The Expected Loss (EL) on a credit exposure can be computed using the formula: EL = Probability of Default (PD) × Loss Given Default (LGD) × Exposure at Default (EAD). The PD represents the likelihood of the borrower defaulting, the LGD indicates the proportion of the exposure that will be lost if a default occurs, and the EAD represents the amount the bank is exposed to at the time of default. The formula captures the quantitative measurement of credit risk for the loan in question.
A is incorrect. The inclusion of Time Horizon in the formula for expected loss is not standard practice. While time horizon is an important factor in credit risk, particularly when considering the term structure of credit risk or PD term structures, it’s not directly multiplied in the expected loss formula as suggested.
B is incorrect. The formula incorrectly uses (1 – Loss Given Default). This would represent the recovery rate (the amount expected to be recovered in the event of a default), not the amount expected to be lost. While recovery rate is the complement of LGD, it’s the LGD that should be used in the expected loss formula.
D is incorrect. Dividing the Exposure at Default by the Loss Given Default does not make sense in the context of calculating expected loss. The expected loss is about multiplying the likelihood, the amount exposed, and the proportion lost – not dividing any of these factors.
Things to Remember
- Expected Loss (EL) quantifies the potential average loss a bank might face due to credit risk over a certain period.

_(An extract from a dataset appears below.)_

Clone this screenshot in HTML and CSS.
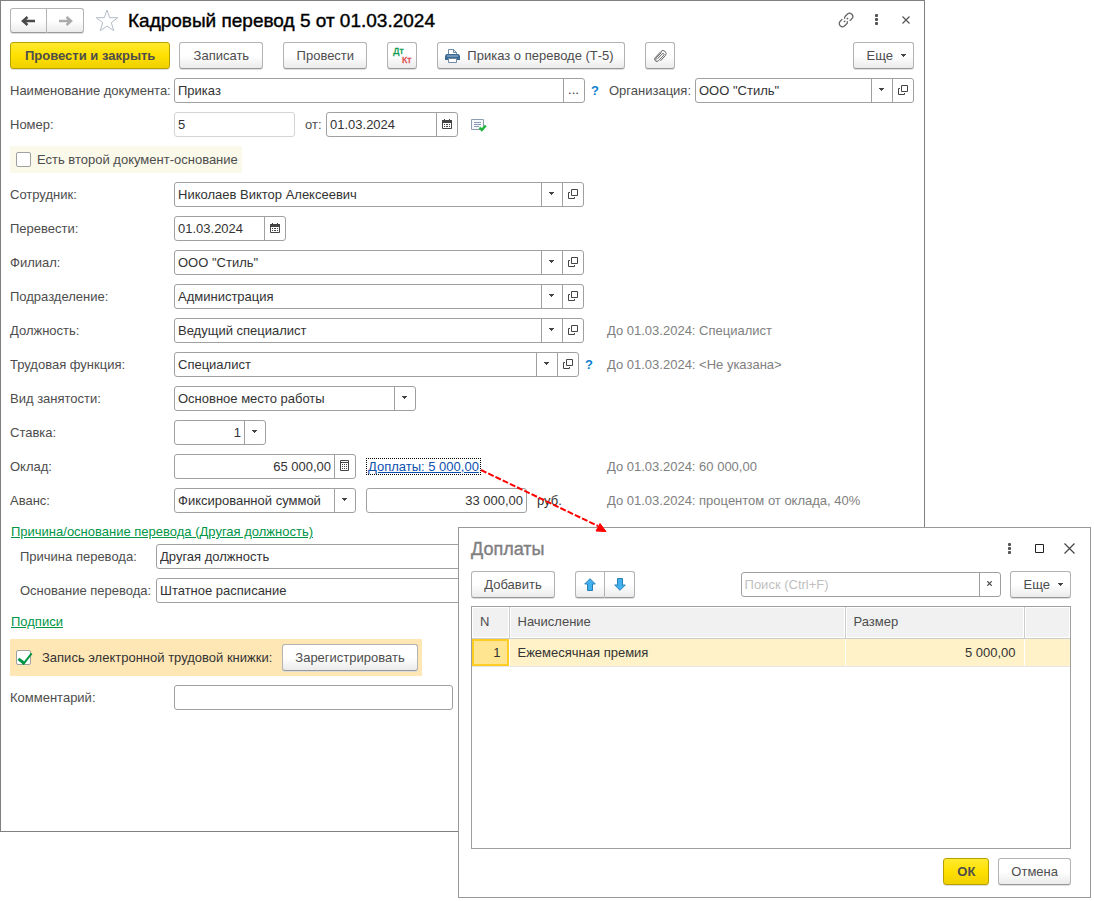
FILE: index.html
```html
<!DOCTYPE html>
<html lang="ru">
<head>
<meta charset="utf-8">
<title>Кадровый перевод 5 от 01.03.2024</title>
<link rel="stylesheet" href="styles.css">
</head>
<body>
<svg class="sprite" aria-hidden="true">
  <symbol id="i-open" viewBox="0 0 10 10"><path d="M3.5.5h6v6h-6zM2 3.500H.5v6h6V8" fill="none" stroke="#444"/></symbol>
  <symbol id="i-down" viewBox="0 0 5 3"><path d="M0 0h5v1H4v1H3v1H2V2H1V1H0z" fill="#444"/></symbol>
  <symbol id="i-cal" viewBox="0 0 10 10"><path d="M.5 2v7.500h9V2" fill="none" stroke="#444"/><path d="M0 1h2V0h1v1h4V0h1v1h2v3H0zM2 5h1v1H2zM4 5h2v1H4zM7 5h1v1H7zM2 7h1v1H2zM4 7h2v1H4zM7 7h1v1H7z" fill="#444"/></symbol>
  <symbol id="i-calc" viewBox="0 0 9 11"><path d="M.5.5h8v10h-8zM0 2.500h9" fill="none" stroke="#444"/><path d="M2 4h1v1H2zM4 4h1v1H4zM6 4h1v1H6zM2 6h1v1H2zM4 6h1v1H4zM6 6h1v1H6zM2 8h1v1H2zM4 8h1v1H4zM6 8h1v1H6z" fill="#444"/></symbol>
  <symbol id="i-dots" viewBox="0 0 3 11"><path d="M0 0h3v3H0zM0 4h3v3H0zM0 8h3v3H0z" fill="#777"/><path d="M1 0h1v3H1zM1 4h1v3H1zM1 8h1v3H1zM0 1h3v1H0zM0 5h3v1H0zM0 9h3v1H0z" fill="#555"/></symbol>
</svg>
<div class="scene">
  <main class="window">
    <header class="titlebar">
      <div class="btn-group">
        <button class="btn nav" aria-label="Назад"><svg width="15" height="12" viewBox="0 0 15 12"><path d="M14 6H3M6.500 2L2 6l4.500 4" fill="none" stroke="#4a4a4a" stroke-width="2.500"/></svg></button>
        <button class="btn nav" aria-label="Вперед"><svg width="15" height="12" viewBox="0 0 15 12"><path d="M1 6h11M8.500 2L13 6l-4.500 4" fill="none" stroke="#aaa" stroke-width="2.500"/></svg></button>
      </div>
      <button class="icon-btn star" aria-label="Избранное"><svg width="24" height="23" viewBox="0 0 24 23"><path d="M12 1l2.700 7.700h8.100l-6.500 5 2.400 8L12 17l-6.700 4.700 2.400-8-6.500-5h8.100z" fill="#fff" stroke="#b4bcc6"/></svg></button>
      <h1 class="title">Кадровый перевод 5 от 01.03.2024</h1>
      <div class="window-tools">
        <button class="icon-btn" aria-label="Ссылка"><svg width="16" height="16" viewBox="0 0 16 16"><g fill="none" stroke="#666" stroke-width="1.300" transform="rotate(-45 8 8)"><path d="M6 4.800H3a3.200 3.200 0 0 0 0 6.400h2.500q2 0 2.500-1.500M10 11.200h3a3.200 3.200 0 0 0 0-6.400h-2.500q-2 0-2.500 1.500M5 8h2M9 8h2"/></g></svg></button>
        <button class="icon-btn" aria-label="Меню"><svg width="3" height="11"><use href="#i-dots"/></svg></button>
        <button class="icon-btn" aria-label="Закрыть"><svg width="8" height="8" viewBox="0 0 8 8"><path d="M.5.5l7 7M7.500.5l-7 7" stroke="#555" stroke-width="1.200"/></svg></button>
      </div>
    </header>

    <div class="toolbar">
      <button class="btn primary submit">Провести и закрыть</button>
      <button class="btn std gap-s">Записать</button>
      <button class="btn std gap-l">Провести</button>
      <button class="btn square gap-l" aria-label="Дебет и кредит"><span class="dtkt"><span class="dt">Дт</span><span class="kt">Кт</span></span></button>
      <button class="btn print gap-l"><svg width="15" height="14" viewBox="0 0 15 14"><path d="M3.500 6V.5h5l3 3V6" fill="#fff" stroke="#6f8aa5"/><path d="M8.500.5v3h3" fill="none" stroke="#6f8aa5"/><path d="M1.500 5h12L15 6.500V11H0V6.500z" fill="#3d6a94"/><path d="M2 7h11" stroke="#9dbbd6"/><path d="M3.500 9.500h8v4h-8z" fill="#fff" stroke="#6f8aa5"/></svg><span>Приказ о переводе (Т-5)</span></button>
      <button class="btn square gap-l" aria-label="Вложения"><svg width="14" height="14" viewBox="0 0 14 14"><path d="M4.500 9.800l4.800-5a1 1 0 0 1 1.500 1.400l-5.300 5.500a2.200 2.200 0 0 1-3.300-3L7.800 2.600a3 3 0 0 1 4.500 4L7.500 11.800M3.300 11.200a1.500 1.500 0 0 1 0-2.300l5.200-5.400" fill="none" stroke="#666"/></svg></button>
      <button class="btn more">Еще<svg width="5" height="3"><use href="#i-down"/></svg></button>
    </div>

    <form class="form">
      <div class="row">
        <label class="label" for="docname">Наименование документа:</label>
        <div class="field w-name"><input id="docname" value="Приказ"><button type="button" aria-label="Выбрать">...</button></div>
        <a class="help" href="#">?</a>
        <label class="org-label" for="org">Организация:</label>
        <div class="field grow"><input id="org" value="ООО &quot;Стиль&quot;"><button type="button" aria-label="Список"><svg width="5" height="3"><use href="#i-down"/></svg></button><button type="button" aria-label="Открыть"><svg width="10" height="10"><use href="#i-open"/></svg></button></div>
      </div>
      <div class="row">
        <label class="label" for="num">Номер:</label>
        <div class="field w-num muted"><input id="num" value="5"></div>
        <label class="from" for="date">от:</label>
        <div class="field w-date"><input id="date" value="01.03.2024"><button type="button" aria-label="Календарь"><svg width="10" height="10"><use href="#i-cal"/></svg></button></div>
        <svg class="status" width="16" height="14" viewBox="0 0 16 14"><path d="M.5 1.500h12v10H.5z" fill="#f5f8fb" stroke="#8c9db3"/><path d="M3 4.500h7M3 6.500h7M3 8.500h5" stroke="#8c9db3"/><path d="M8.500 9.500l2.300 2.500 4-4.500" fill="none" stroke="#21b53a" stroke-width="2.500"/></svg>
      </div>
      <label class="check-line"><input class="check" type="checkbox"><span>Есть второй документ-основание</span></label>
      <div class="row">
        <label class="label" for="emp">Сотрудник:</label>
        <div class="field w-main"><input id="emp" value="Николаев Виктор Алексеевич"><button type="button" aria-label="Список"><svg width="5" height="3"><use href="#i-down"/></svg></button><button type="button" aria-label="Открыть"><svg width="10" height="10"><use href="#i-open"/></svg></button></div>
      </div>
      <div class="row">
        <label class="label" for="move">Перевести:</label>
        <div class="field w-move"><input id="move" value="01.03.2024"><button type="button" aria-label="Календарь"><svg width="10" height="10"><use href="#i-cal"/></svg></button></div>
      </div>
      <div class="row">
        <label class="label" for="branch">Филиал:</label>
        <div class="field w-main"><input id="branch" value="ООО &quot;Стиль&quot;"><button type="button" aria-label="Список"><svg width="5" height="3"><use href="#i-down"/></svg></button><button type="button" aria-label="Открыть"><svg width="10" height="10"><use href="#i-open"/></svg></button></div>
      </div>
      <div class="row">
        <label class="label" for="dep">Подразделение:</label>
        <div class="field w-main"><input id="dep" value="Администрация"><button type="button" aria-label="Список"><svg width="5" height="3"><use href="#i-down"/></svg></button><button type="button" aria-label="Открыть"><svg width="10" height="10"><use href="#i-open"/></svg></button></div>
      </div>
      <div class="row hinted">
        <label class="label" for="pos">Должность:</label>
        <div class="cell"><div class="field w-main"><input id="pos" value="Ведущий специалист"><button type="button" aria-label="Список"><svg width="5" height="3"><use href="#i-down"/></svg></button><button type="button" aria-label="Открыть"><svg width="10" height="10"><use href="#i-open"/></svg></button></div></div>
        <span class="hint">До 01.03.2024: Специалист</span>
      </div>
      <div class="row hinted">
        <label class="label" for="func">Трудовая функция:</label>
        <div class="cell"><div class="field w-func"><input id="func" value="Специалист"><button type="button" aria-label="Список"><svg width="5" height="3"><use href="#i-down"/></svg></button><button type="button" aria-label="Открыть"><svg width="10" height="10"><use href="#i-open"/></svg></button></div><a class="help" href="#">?</a></div>
        <span class="hint">До 01.03.2024: &lt;Не указана&gt;</span>
      </div>
      <div class="row">
        <label class="label" for="kind">Вид занятости:</label>
        <div class="field w-kind"><select id="kind"><option>Основное место работы</option></select><span class="drop"><svg width="5" height="3"><use href="#i-down"/></svg></span></div>
      </div>
      <div class="row">
        <label class="label" for="rate">Ставка:</label>
        <div class="field w-rate num"><input id="rate" value="1"><button type="button" aria-label="Список"><svg width="5" height="3"><use href="#i-down"/></svg></button></div>
      </div>
      <div class="row hinted">
        <label class="label" for="salary">Оклад:</label>
        <div class="cell pair"><div class="field w-pay num"><input id="salary" value="65 000,00"><button type="button" aria-label="Калькулятор"><svg width="9" height="11"><use href="#i-calc"/></svg></button></div><a class="extra" href="#">Доплаты: 5 000,00</a></div>
        <span class="hint">До 01.03.2024: 60 000,00</span>
      </div>
      <div class="row hinted">
        <label class="label" for="advance">Аванс:</label>
        <div class="cell pair"><div class="field w-pay"><select id="advance"><option>Фиксированной суммой</option></select><span class="drop"><svg width="5" height="3"><use href="#i-down"/></svg></span></div><div class="field w-sum num"><input aria-label="Сумма аванса" value="33 000,00"></div><span class="unit">руб.</span></div>
        <span class="hint">До 01.03.2024: процентом от оклада, 40%</span>
      </div>
      <section class="reason">
        <a class="section-link" href="#">Причина/основание перевода (Другая должность)</a>
        <div class="reason-rows">
          <div class="row">
            <label class="sub-label" for="why">Причина перевода:</label>
            <div class="field w-reason"><input id="why" value="Другая должность"></div>
          </div>
          <div class="row">
            <label class="sub-label" for="base">Основание перевода:</label>
            <div class="field w-reason"><input id="base" value="Штатное расписание"></div>
          </div>
        </div>
      </section>
      <a class="section-link" href="#">Подписи</a>
      <div class="record">
        <label class="record-label"><input class="check" type="checkbox" checked><span>Запись электронной трудовой книжки:</span></label>
        <button type="button" class="btn register">Зарегистрировать</button>
      </div>
      <div class="row">
        <label class="label" for="comment">Комментарий:</label>
        <div class="field w-comment"><input id="comment"></div>
      </div>
    </form>
  </main>

  <section class="dialog" role="dialog" aria-labelledby="dlg-title">
    <header class="dialog-head">
      <h2 class="dialog-title" id="dlg-title">Доплаты</h2>
      <div class="dialog-tools">
        <button class="icon-btn" aria-label="Меню"><svg width="3" height="11"><use href="#i-dots"/></svg></button>
        <button class="icon-btn" aria-label="Развернуть"><svg width="9" height="9" viewBox="0 0 9 9"><path d="M.5.5h8v8h-8z" fill="none" stroke="#222"/></svg></button>
        <button class="icon-btn" aria-label="Закрыть"><svg width="11" height="11" viewBox="0 0 11 11"><path d="M.5.5l10 10M10.500.5l-10 10" stroke="#444" stroke-width="1.200"/></svg></button>
      </div>
    </header>
    <div class="toolbar">
      <button class="btn std">Добавить</button>
      <div class="btn-group gap-l">
        <button class="btn square" aria-label="Вверх"><svg width="12" height="13" viewBox="0 0 12 13"><path d="M6 .7l5.300 5.300H8.500v6.500h-5V6H.7z" fill="#42b0ee" stroke="#2b7fb5"/></svg></button>
        <button class="btn square" aria-label="Вниз"><svg width="12" height="13" viewBox="0 0 12 13"><path d="M6 12.300L.7 7h2.800V.5h5V7h2.800z" fill="#42b0ee" stroke="#2b7fb5"/></svg></button>
      </div>
      <div class="field search"><input type="text" aria-label="Поиск" placeholder="Поиск (Ctrl+F)"><button type="button" aria-label="Очистить"><svg width="5" height="5" viewBox="0 0 5 5"><path d="M.3.3l4.400 4.400M4.700.3L.3 4.700" stroke="#444" stroke-width="1.200"/></svg></button></div>
      <button class="btn more">Еще<svg width="5" height="3"><use href="#i-down"/></svg></button>
    </div>
    <div class="table-box">
      <table class="table">
        <colgroup><col class="c-n"><col><col class="c-size"><col class="c-end"></colgroup>
        <thead><tr><th>N</th><th>Начисление</th><th>Размер</th><th></th></tr></thead>
        <tbody><tr><td class="current">1</td><td>Ежемесячная премия</td><td class="amount">5 000,00</td><td></td></tr></tbody>
      </table>
    </div>
    <footer class="dialog-foot">
      <button class="btn primary">ОК</button>
      <button class="btn">Отмена</button>
    </footer>
  </section>

  <svg class="pointer" width="130" height="68" viewBox="0 0 130 68" aria-hidden="true"><path d="M1 2L118 58" stroke="#f00" stroke-width="2" stroke-dasharray="6 2"/><path d="M120 55.500L126 63.500l-10-.5z" fill="#f00" stroke="#f00"/></svg>
</div>
</body>
</html>
```
FILE: styles.css
```css
* { box-sizing: border-box; }
body {
  margin: 0;
  background: #fff;
  color: #4d4d4d;
  font: 13px/16px "Liberation Sans", Arial, sans-serif;
}
button, input, select { font: inherit; color: inherit; margin: 0; }
svg { flex: none; display: block; }
.sprite { position: absolute; width: 0; height: 0; }

.scene { position: relative; min-height: 100vh; }
.window {
  margin-right: 169px;
  padding: 7px 10px 121px 9px;
  border: 1px solid #808080;
  background: #fff;
}

.titlebar { display: flex; align-items: center; height: 25px; margin-bottom: 9px; }
.title { margin: 0; color: #000; font-size: 19px; line-height: 24px; font-weight: 400; white-space: nowrap; -webkit-text-stroke: 0.4px #000; }
.icon-btn { display: flex; align-items: center; justify-content: center; padding: 0; border: 0; background: none; width: 30px; height: 24px; }
.star { margin: 0 6px 0 8px; }
.window-tools { display: flex; margin-left: auto; margin-right: -7px; padding-bottom: 2px; }

.btn {
  display: flex;
  align-items: center;
  justify-content: center;
  height: 27px;
  padding: 0 12px;
  border: 1px solid #b3b3b3;
  border-bottom-color: #999;
  border-radius: 3px;
  background: linear-gradient(#fff 50%, #ebebeb);
  box-shadow: 0 1px 0 #ddd;
  white-space: nowrap;
}
.btn.std { min-width: 84px; }
.btn.primary {
  min-width: 46px;
  border-color: #b8a000;
  background: linear-gradient(#ffea30, #ffe000 50%, #f0d000);
  font-weight: 700;
}
.btn.submit { padding: 0 14px; }
.btn-group { display: flex; }
.btn-group .btn:first-child { border-radius: 3px 0 0 3px; }
.btn-group .btn:last-child { border-radius: 0 3px 3px 0; border-left: 0; }
.btn.nav { width: 37px; height: 25px; padding: 0; }
.btn.square { width: 30px; padding: 0; }
.btn.print { gap: 7px; padding: 0 10px 0 7px; }
.btn.more { gap: 8px; padding: 0 7px 0 13px; margin-left: auto; }
.gap-s { margin-left: 9px; }
.gap-l { margin-left: 20px; }
.toolbar { display: flex; align-items: center; margin-bottom: 9px; }
.dtkt { display: flex; flex-direction: column; gap: 1px; width: 18px; font-size: 9px; line-height: 8px; -webkit-text-stroke: 0.3px; }
.dt { align-self: flex-start; color: #009646; }
.kt { align-self: flex-end; color: #e04040; }

.form { display: flex; flex-direction: column; align-items: stretch; gap: 9px; }
.row { display: flex; align-items: center; height: 25px; }
.label { flex: none; width: 164px; white-space: nowrap; }
.hinted { display: grid; grid-template-columns: 164px 433px 1fr; }
.cell { display: flex; align-items: center; }
.pair { gap: 10px; }
.hint { color: #808080; white-space: nowrap; }
.unit { color: #333; }

.field {
  display: flex;
  flex: none;
  height: 25px;
  border: 1px solid #a0a0a0;
  border-radius: 3px;
  background: #fff;
  color: #333;
}
.field input, .field select {
  flex: 1;
  min-width: 0;
  width: 0;
  padding: 0 3px;
  border: 0;
  outline: 0;
  background: none;
  appearance: none;
}
.field input::placeholder { color: #bfbfbf; }
.field button, .drop {
  display: flex;
  align-items: center;
  justify-content: center;
  flex: none;
  width: 21px;
  padding: 0 1px 2px 0;
  border: 0;
  border-left: 1px solid #a0a0a0;
  background: none;
}
.muted { border-color: #d4d4d4; }
.num input { text-align: right; }
.grow { flex: 1; }
.w-name { width: 411px; }
.w-num { width: 121px; }
.w-date { width: 132px; }
.w-main { width: 410px; }
.w-move { width: 112px; }
.w-func { width: 405px; }
.w-kind { width: 242px; }
.w-rate { width: 92px; }
.w-pay { width: 182px; }
.w-sum { width: 161px; }
.w-reason { width: 430px; }
.w-comment { width: 279px; }

.help { width: 20px; color: #0f7fd0; font-weight: 700; text-align: center; text-decoration: none; }
.org-label { width: 90px; padding-left: 4px; white-space: nowrap; }
.from { width: 31px; padding-left: 10px; }
.status { margin-left: 13px; }
.extra { padding: 0 1px; border: 1px dotted #000; color: #0d50b0; line-height: 15px; white-space: nowrap; }

.check-line {
  display: flex;
  align-items: center;
  align-self: flex-start;
  gap: 6px;
  height: 27px;
  padding: 0 4px 0 6px;
  background: #fbf9ea;
}
.check {
  appearance: none;
  flex: none;
  width: 15px;
  height: 15px;
  margin: 0;
  border: 1px solid #a0a0a0;
  border-radius: 2px;
  background: #fff;
}
.check:checked { position: relative; }
.check:checked::after {
  content: "";
  position: absolute;
  left: 4px;
  top: -1px;
  width: 6px;
  height: 11px;
  border: solid #009646;
  border-width: 0 2px 3px 0;
  transform: rotate(38deg);
}

.section-link { align-self: flex-start; display: block; height: 18px; padding-left: 1px; color: #009646; line-height: 20px; }
.reason-rows { display: grid; gap: 9px; margin-top: 4px; }
.sub-label { flex: none; width: 146px; padding-left: 10px; white-space: nowrap; }
.record {
  display: flex;
  align-items: center;
  align-self: flex-start;
  gap: 10px;
  height: 37px;
  padding: 0 4px 0 6px;
  background: #ffe7b5;
}
.record-label { display: flex; align-items: center; gap: 11px; color: #333; }

.dialog {
  position: absolute;
  left: 458px;
  right: 3px;
  top: 527px;
  padding: 9px 19px 12px 12px;
  border: 1px solid #999;
  background: #fff;
}
.dialog-head { display: flex; align-items: center; height: 24px; margin-bottom: 10px; }
.dialog-title { margin: 0; color: #808080; font-size: 18px; line-height: 24px; font-weight: 400; -webkit-text-stroke: 0.4px #808080; }
.dialog-tools { display: flex; margin-left: auto; margin-right: -13px; padding-bottom: 2px; }
.search { width: 260px; margin-left: auto; }
.dialog .toolbar { margin-bottom: 8px; }
.dialog .more { margin-left: 9px; }
.table-box { min-height: 243px; border: 1px solid #a0a0a0; }
.table { width: 100%; border-collapse: collapse; table-layout: fixed; }
.c-n { width: 37px; }
.c-size { width: 179px; }
.c-end { width: 46px; }
.table th {
  height: 31px;
  padding: 0 8px;
  border-right: 1px solid #ccc;
  border-bottom: 1px solid #ccc;
  background: #f1f1f1;
  box-shadow: inset 0 0 0 1px #fff;
  font-weight: 400;
  text-align: left;
}
.table td {
  height: 28px;
  padding: 1px 8px 0;
  border-right: 1px solid #fff;
  border-bottom: 1px solid #e6e6e6;
  background: #fff2c8;
  color: #333;
}
.table th:last-child, .table td:last-child { border-right: 0; }
.table .current { background: #ffe590; box-shadow: inset 0 0 0 2px #fc2; text-align: right; }
.table .amount { text-align: right; }
.dialog-foot { display: flex; justify-content: flex-end; gap: 9px; margin-top: 9px; }

.pointer { position: absolute; left: 480px; top: 468px; pointer-events: none; }
```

- While Probability of Default (PD) gauges the default risk, the Loss Given Default (LGD) assesses the severity of the loss. The Exposure at Default (EAD) captures the potential outstanding amount when default occurs.
- EL forms a cornerstone in credit risk modeling, informing decisions on loan pricing, capital allocation, and risk management strategies.
- Recovery Rate is the flip side of LGD. If LGD indicates a 40% loss, the recovery rate would be 60%. It’s essential to use the correct metric in EL computations.
- EL doesn’t factor in extreme, unlikely losses. For such assessments, concepts like Unexpected Loss (UL) or Credit Value at Risk (CVaR) might be employed.